MUMBAI: The woes of the pharmaceutical industry are likely to continue at least for the next couple of weeks, despite curtains being drawn over Beijing Olympics.

Before the Olympics, Chinese authorities had clamped down on manufacturing units as a pollution-control measure, which led to a sharp spike in pharma raw material prices.
Brokerage First Global estimates, India imports as much as 80% of its raw material for making drugs — which includes intermediates and active pharmaceutical ingredients (API) or bulk drugs from China.

That’s because importing from there is 10-40% cheaper than making it in India.

“The Chinese government had stopped exports of APIs from units not adhering to pollution control norms because of which several units shut shops and the remaining producers hiked their prices,” said Tapan Ray, director general of industry body
Organisation of Pharmaceutical Producers of India.

Says Daara Patel, secretary in chief, Indian Drug Manufacturers Association (IDMA),
“There is no relief in the situation at present. Raw material prices are still 20-50% higher than before.”

Ranjit Shahani, vice chairman and managing director of Novartis India, said things wouldn’t change in the foreseeable future.

“The spotlight is on China to reduce particulate pollution. Hence it will not be possible for China to revert to polluting plants going back on stream steadily.”

Also, manufacturers in China will take at least another two to three months to restart their units, said J S Shinde, honorary general secretary of All India Organisation of Chemists and Druggists.

“So to start production, it will take another month or so. We feel that only by say January 2009 would the production start in proper scale,” says Shinde.

The price of an APIs such as erythromycin, which is used in the treatment of throat infections, has shot up by as much as 30-50% in the last few months and is expected to continue in the same vein for at least few more months, said Shinde.

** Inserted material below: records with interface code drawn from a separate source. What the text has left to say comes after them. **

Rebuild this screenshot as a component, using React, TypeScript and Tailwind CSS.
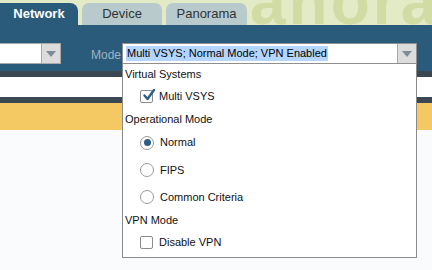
const font = { fontFamily: '"Liberation Sans", Arial, sans-serif' };

function Checkbox({ checked }: { checked: boolean }) {
  return (
    <span className="relative flex h-[13px] w-[13px] items-center justify-center rounded-[2px] border border-[#8c8c8c] bg-white">
      {checked && (
        <svg viewBox="0 0 14 14" className="absolute left-[1px] top-[-3px] h-[14px] w-[14px]">
          <path d="M2.5 7.5 L5.5 11 L12 2" fill="none" stroke="#2d5f86" strokeWidth="2.4" strokeLinecap="round" strokeLinejoin="round" />
        </svg>
      )}
    </span>
  );
}

function Radio({ checked }: { checked: boolean }) {
  return (
    <span className="flex h-[14px] w-[14px] items-center justify-center rounded-full border border-[#9a9a9a] bg-white">
      {checked && <span className="h-[7px] w-[7px] rounded-full bg-[#2d5f86]" />}
    </span>
  );
}

function Option({ children, label }: { children: React.ReactNode; label: string }) {
  return (
    <div className="flex items-center gap-[6px] pl-[15px]">
      {children}
      <span>{label}</span>
    </div>
  );
}

function Arrow() {
  return (
    <div className="flex h-full w-[19px] items-center justify-center border-l border-[#a9a9a9] bg-[#dcdcdc]">
      <svg viewBox="0 0 10 6" className="h-[6px] w-[10px]">
        <path d="M0 0 H10 L5 6 Z" fill="#7d8c96" />
      </svg>
    </div>
  );
}

export default function App() {
  return (
    <div className="relative h-[270px] w-[432px] overflow-hidden bg-[#fafbfd]" style={font}>
      {/* tab strip */}
      <div className="relative flex h-[25px] items-end gap-[4px] overflow-hidden bg-[#e2eac6]">
        <div className="absolute left-[250px] top-[-30px] whitespace-nowrap text-[64px] font-bold leading-none tracking-[3px] text-[#d0dca3]">
          anoram
        </div>
        <div className="relative flex h-[22px] w-[78px] items-center justify-center rounded-tr-[8px] bg-[#2b5b7b] text-[13px] font-bold text-white">
          Network
        </div>
        <div className="relative flex h-[22px] w-[80px] items-center justify-center rounded-t-[7px] bg-[#b9cacd] text-[13px] text-[#2e3436]">
          Device
        </div>
        <div className="relative flex h-[22px] w-[81px] items-center justify-center rounded-t-[7px] bg-[#b9cacd] text-[13px] text-[#2e3436]">
          Panorama
        </div>
      </div>

      {/* toolbar */}
      <div className="flex h-[46px] items-start bg-[#2b5b7b] pt-[18px]">
        <div className="flex h-[21px] w-[61px] border border-l-0 border-[#a9a9a9] bg-white">
          <div className="flex-1" />
          <Arrow />
        </div>
        <span className="ml-[30px] mt-[3px] w-[31px] text-[12px] text-[#9db3c4]">Mode</span>
        <div className="flex h-[21px] w-[295px] border border-[#8f8f8f] bg-white">
          <div className="flex flex-1 items-center pl-[3px]">
            <span className="bg-[#b4d5fe] px-[1px] text-[11px] leading-[15px] text-black">
              Multi VSYS; Normal Mode; VPN Enabled
            </span>
          </div>
          <Arrow />
        </div>
      </div>
      <div className="h-[6px] bg-[#3b4852]" />
      <div className="h-[20px] bg-white" />
      <div className="h-[6px] bg-[#3b4852]" />
      <div className="h-[27px] bg-[#f4c862]" />

      {/* dropdown list */}
      <div className="absolute left-[122px] top-[64px] flex h-[194px] w-[295px] flex-col border border-t-0 border-[#8a8a8a] bg-white pl-[2px] pt-[1px] text-[11px] text-[#111]">
        <div className="h-[19px] leading-[19px]">Virtual Systems</div>
        <div className="flex h-[25px] items-center">
          <Option label="Multi VSYS">
            <Checkbox checked />
          </Option>
        </div>
        <div className="h-[20px] leading-[20px]">Operational Mode</div>
        <div className="flex h-[27px] items-center">
          <Option label="Normal">
            <Radio checked />
          </Option>
        </div>
        <div className="flex h-[28px] items-center">
          <Option label="FIPS">
            <Radio checked={false} />
          </Option>
        </div>
        <div className="flex h-[26px] items-center">
          <Option label="Common Criteria">
            <Radio checked={false} />
          </Option>
        </div>
        <div className="h-[20px] leading-[20px]">VPN Mode</div>
        <div className="flex h-[24px] items-center">
          <Option label="Disable VPN">
            <Checkbox checked={false} />
          </Option>
        </div>
      </div>
    </div>
  );
}
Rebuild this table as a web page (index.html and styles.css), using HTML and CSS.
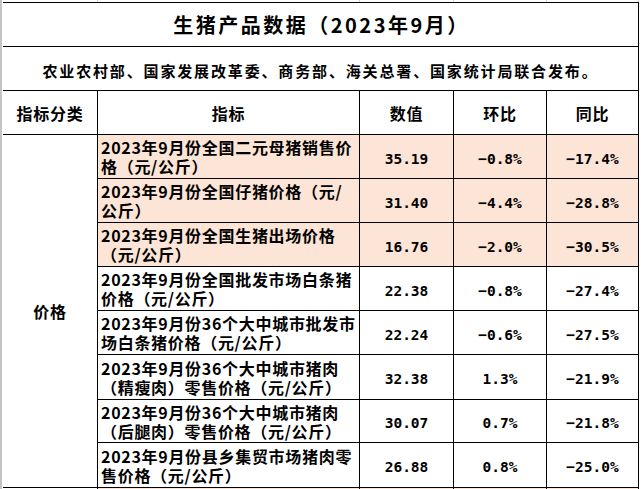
FILE: index.html
```html
<!DOCTYPE html>
<html lang="zh-CN">
<head>
<meta charset="utf-8">
<title>生猪产品数据（2023年9月）</title>
<link rel="stylesheet" href="styles.css">
</head>
<body>
<div class="sheet">
  <div class="gridtop"><span></span><span></span><span></span><span></span><span></span></div>
  <div class="table">
    <div class="cell title">生猪产品数据（2023年9月）</div>
    <div class="cell sub">农业农村部、国家发展改革委、商务部、海关总署、国家统计局联合发布。</div>

    <div class="cell hd">指标分类</div>
    <div class="cell hd">指标</div>
    <div class="cell hd">数值</div>
    <div class="cell hd">环比</div>
    <div class="cell hd">同比</div>

    <div class="cell cat">价格</div>

    <div class="cell txt hl">2023年9月份全国二元母猪销售价<br>格（元/公斤）</div>
    <div class="cell num hl">35.19</div>
    <div class="cell num hl">−0.8%</div>
    <div class="cell num hl">−17.4%</div>

    <div class="cell txt hl">2023年9月份全国仔猪价格（元/<br>公斤）</div>
    <div class="cell num hl">31.40</div>
    <div class="cell num hl">−4.4%</div>
    <div class="cell num hl">−28.8%</div>

    <div class="cell txt hl">2023年9月份全国生猪出场价格<br>（元/公斤）</div>
    <div class="cell num hl">16.76</div>
    <div class="cell num hl">−2.0%</div>
    <div class="cell num hl">−30.5%</div>

    <div class="cell txt">2023年9月份全国批发市场白条猪<br>价格（元/公斤）</div>
    <div class="cell num">22.38</div>
    <div class="cell num">−0.8%</div>
    <div class="cell num">−27.4%</div>

    <div class="cell txt">2023年9月份36个大中城市批发市<br>场白条猪价格（元/公斤）</div>
    <div class="cell num">22.24</div>
    <div class="cell num">−0.6%</div>
    <div class="cell num">−27.5%</div>

    <div class="cell txt">2023年9月份36个大中城市猪肉<br>（精瘦肉）零售价格（元/公斤）</div>
    <div class="cell num">32.38</div>
    <div class="cell num">1.3%</div>
    <div class="cell num">−21.9%</div>

    <div class="cell txt">2023年9月份36个大中城市猪肉<br>（后腿肉）零售价格（元/公斤）</div>
    <div class="cell num">30.07</div>
    <div class="cell num">0.7%</div>
    <div class="cell num">−21.8%</div>

    <div class="cell txt">2023年9月份县乡集贸市场猪肉零<br>售价格（元/公斤）</div>
    <div class="cell num">26.88</div>
    <div class="cell num">0.8%</div>
    <div class="cell num">−25.0%</div>

    <div class="cell edge"></div>
    <div class="cell edge hl"></div>
    <div class="cell edge hl"></div>
    <div class="cell edge hl"></div>
    <div class="cell edge hl"></div>
  </div>
</div>
</body>
</html>
```

FILE: styles.css
```css
html, body {
  margin: 0;
  padding: 0;
  background: #ffffff;
  overflow: hidden;
}

body {
  width: 641px;
  height: 489px;
  font-family: "Noto Sans CJK SC", "Noto Sans", sans-serif;
  font-weight: 700;
  color: #000000;
}

.sheet {
  border-left: 2px solid #c4c4c4;
  padding-left: 1px;
  width: 636px;
}

.gridtop {
  display: grid;
  grid-template-columns: 95px 262px 94px 93px 92px;
  height: 2px;
}

.gridtop span {
  border-right: 1px solid #d4d4d4;
}

.table {
  display: grid;
  grid-template-columns: 95px 262px 94px 93px 92px;
  grid-template-rows: 44px 44px 44px 44px 44px 44px 44px 44px 45px 43px 45px 2px;
  border-top: 1px solid #000000;
}

.cell {
  box-sizing: border-box;
  border-right: 1px solid #000000;
  border-bottom: 1px solid #000000;
  display: flex;
  align-items: center;
  justify-content: center;
  white-space: nowrap;
  overflow: hidden;
}

.cell.edge {
  border-bottom: none;
}

.title {
  grid-column: 1 / 6;
  font-size: 20px;
  letter-spacing: 2.5px;
  padding-left: 2px;
}

.sub {
  grid-column: 1 / 6;
  font-size: 15px;
  letter-spacing: 1.85px;
  padding-top: 3px;
}

.hd {
  font-size: 16px;
  letter-spacing: 0.7px;
}

.cat {
  grid-row: 4 / 12;
  font-size: 16px;
  letter-spacing: 0.7px;
}

.txt {
  justify-content: flex-start;
  align-items: center;
  padding-left: 3px;
  padding-top: 1px;
  font-size: 16px;
  line-height: 19px;
  letter-spacing: 0.7px;
}

.num {
  font-family: "DejaVu Sans Mono", "Liberation Mono", monospace;
  font-size: 14.5px;
  padding-top: 4px;
}

.hl {
  background: #fce4d6;
}
```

Prices of other key bulk drugs such as atenolol (for cardiovascular diseases and hypertension) stand at Rs 1,200 per kg, up from Rs 950 per kg earlier in the year.
For Indian pharma companies, raw material amounts to 40-60% of total cost. Big companies such as Ranbaxy, Dr Reddy’s and Cipla import as much as 52%, 37%, and 42%, respectively, of their total raw material requirement, according to analysts.